You’ve earned it. Congrats.
But algorithms will change. Social media accounts can be banned. You could be canceled. Tech companies could kill their own products (i.e Vine & Clubhouse).
Start an email list through ConvertKit as early as possible. It’s a free service until you reach 1,000 subscribers.
You don’t start paying until reach a threshold of subscribers you could sell things to.
Win-win.
Your email list can’t be taken away from you. Everything else can.
Takeaway: Convert your earned and paid traffic into owned traffic via your email list.
Invest in self-learning and building your skill stack
Freedom is built on self-learning.
That’s what makes freedom so difficult: it requires a high level of self-responsibility or self-accountability.
Most people would rather blame their circumstances or the economy.
You should be constantly:
Reading books and research articles in your niche
Taking online courses and listening to podcasts
Ignoring mainstream news
Hiring coaches
I invest upwards of 3–4 hours per day in my self-learning. It’s the single best practice I have that’s changed my life for the better.
Remember that your level of freedom will never exceed your level of knowledge.
Build your value ladder.
This is where the rubber hits the road.
Create a sales map for how people can engage with your one-person business and brand.
I call this the barbel strategy.
Start with:
One product that is free.
One high-value service that is paid (i.e consulting or coaching).
For example:
Creating valuable content on Linkedin (free)
Offering consulting and coaching services (paid)
Your coaching and consulting service offerings aren’t scalable, but they can make you money immediately.
Once you’ve started earning money, start building the bar in the middle.
This includes front-end offers, low-value offers and medium-value offers.
The bar in the middle is the scalable products and services you offer.
Think of digital assets — content, courses, e-books, etc. They require upfront work but can produce income indefinitely.
Without a value ladder, it becomes impossible to have a systematic way of monetizing your business.
Remember that a confused mind doesn’t buy. Make the process seamless for your customers.
Once you have enough money, hire a virtual assistant
Now it’s time to scale.
There’s only so far that you can get by yourself. You’ll reach a point where opportunities will exceed your capacity.
To avoid burnout and ruining your mental health, get a Virtual Assistant.

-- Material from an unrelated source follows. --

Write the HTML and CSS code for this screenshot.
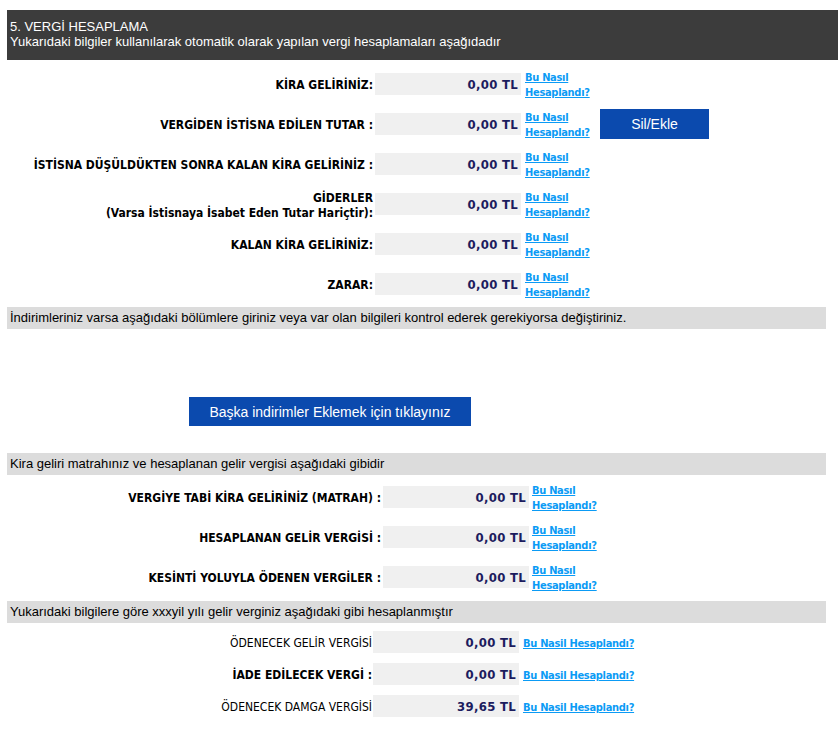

I currently work with a team of virtual assistants and subcontractors.
I don’t hire for friendship, I hire for skillset.
They must be at least 2x better than me at the skill I am hiring for and save me at least 3 hours per week.
Delegate and elevate.
Wrapping this all up.
You don’t need to start a unicorn.
You don’t need to invent the next social media app.
Be humble enough to start small. People overestimate what they can achieve in a year, but underestimate what they can achieve in 5–10 years.
Small but highly leveraged actions your take in your 20s will snowball into massive results in your 30s.